Two-body wave functions and compositeness from scattering amplitudes: II. Application to the physical $N ^{\ast}$ and $\Delta ^{\ast}$ resonances.

The meson-baryon molecular components for the $N^{\ast}$ and $\Delta ^{\ast}$ resonances are investigated in terms of the compositeness, which is defined as the norm of the two-body wave function from the meson-baryon scattering amplitudes. The scattering amplitudes are constructed in a $\pi N$-$\eta N$-$\sigma N$-$\rho N$-$\pi \Delta$ coupled-channels problem in a meson exchange model together with several bare $N^{\ast}$ and $\Delta ^{\ast}$ states, and parameters are fitted so as to reproduce the on-shell $\pi N$ partial wave amplitudes up to the center-of-mass energy 1.9 GeV with the orbital angular momentum $L \le 2$. As a result, the Roper resonance $N (1440)$ is found to be dominated by the $\pi N$ and $\sigma N$ molecular components while the bare-state contribution is small.

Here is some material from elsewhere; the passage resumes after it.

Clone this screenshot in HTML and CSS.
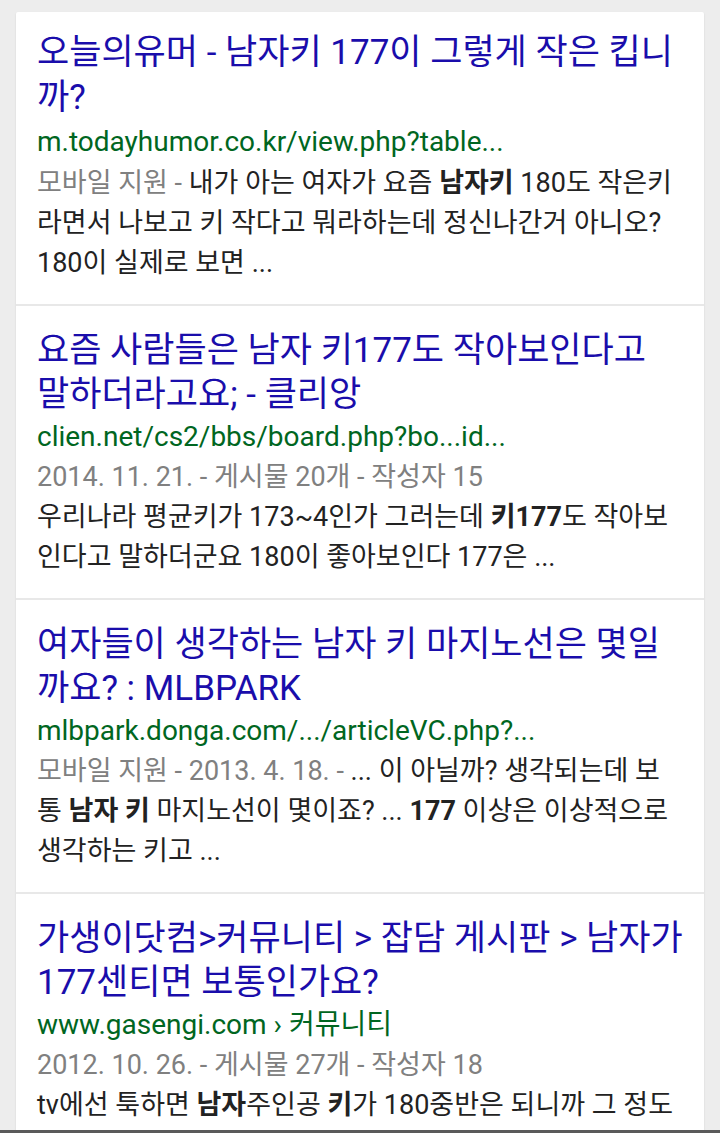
FILE: index.html
```html
<!DOCTYPE html>
<html lang="ko">
<head>
<meta charset="utf-8">
<title>검색 결과</title>
<link rel="stylesheet" href="styles.css">
</head>
<body>
<div class="results">
  <div class="card first">
    <a class="title">오늘의유머 - 남자키 177이 그렇게 작은 킵니<br>까?</a>
    <div class="url">m.todayhumor.co.kr/view.php?table...</div>
    <div class="snippet"><span class="meta">모바일 지원 - </span>내가 아는 여자가 요즘 <b>남자키</b> 180도 작은키<br>라면서 나보고 키 작다고 뭐라하는데 정신나간거 아니오?<br>180이 실제로 보면 ...</div>
  </div>
  <div class="card">
    <a class="title">요즘 사람들은 남자 키177도 작아보인다고<br>말하더라고요; - 클리앙</a>
    <div class="url">clien.net/cs2/bbs/board.php?bo...id...</div>
    <div class="meta line">2014. 11. 21. - 게시물 20개 - 작성자 15</div>
    <div class="snippet">우리나라 평균키가 173~4인가 그러는데 <b>키177</b>도 작아보<br>인다고 말하더군요 180이 좋아보인다 177은 ...</div>
  </div>
  <div class="card">
    <a class="title">여자들이 생각하는 남자 키 마지노선은 몇일<br>까요? : MLBPARK</a>
    <div class="url">mlbpark.donga.com/.../articleVC.php?...</div>
    <div class="snippet"><span class="meta">모바일 지원 - 2013. 4. 18. - </span>... 이 아닐까? 생각되는데 보<br>통 <b>남자 키</b> 마지노선이 몇이죠? ... <b>177</b> 이상은 이상적으로<br>생각하는 키고 ...</div>
  </div>
  <div class="card last">
    <a class="title">가생이닷컴&gt;커뮤니티 &gt; 잡담 게시판 &gt; 남자가<br>177센티면 보통인가요?</a>
    <div class="url">www.gasengi.com › 커뮤니티</div>
    <div class="meta line">2012. 10. 26. - 게시물 27개 - 작성자 18</div>
    <div class="snippet">tv에선 툭하면 <b>남자</b>주인공 <b>키</b>가 180중반은 되니까 그 정도</div>
  </div>
</div>
<div class="navedge"></div>
</body>
</html>
```
FILE: styles.css
```css
html, body {
  margin: 0;
  padding: 0;
}
body {
  background: #ededed;
  font-family: Roboto, "Noto Sans CJK KR", "Noto Sans", sans-serif;
  color: #222;
  overflow: hidden;
  height: 1133px;
}
.results {
  margin: 12px 16px 0;
  background: #fff;
  border-radius: 2px 2px 0 0;
  box-shadow: 0 1px 2px rgba(0, 0, 0, 0.12);
}
.card {
  padding: 23px 21px 21px;
  border-top: 2px solid #e8e8e8;
  white-space: nowrap;
}
.card.first {
  border-top: none;
  padding-top: 18px;
}
.card.first .title {
  line-height: 45px;
}
.card.first .url {
  line-height: 43px;
}
.card.last {
  padding-bottom: 10px;
}
.title {
  display: block;
  color: #1a0dab;
  font-size: 35px;
  line-height: 44px;
  text-decoration: none;
}
.url {
  color: #006621;
  font-size: 28px;
  line-height: 40px;
}
.meta {
  color: #808080;
}
.line {
  font-size: 27px;
  line-height: 40px;
}
.snippet {
  font-size: 27px;
  line-height: 40px;
  color: #222;
}
.snippet b {
  font-weight: 700;
  color: #222;
}
.navedge {
  position: fixed;
  left: 0;
  right: 0;
  bottom: 0;
  height: 3px;
  background: #5a5a5a;
}
```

The squared wave functions in coordinate space imply that both in the $\pi N$ and $\sigma N$ channels the separation between the meson and baryon is about more than 1 fm for the $N (1440)$ resonance. On the other hand, dominant meson-baryon molecular components are not observed in any other $N^{\ast}$ and $\Delta ^{\ast}$ resonances in the present model, although they have some fractions of the meson-baryon clouds.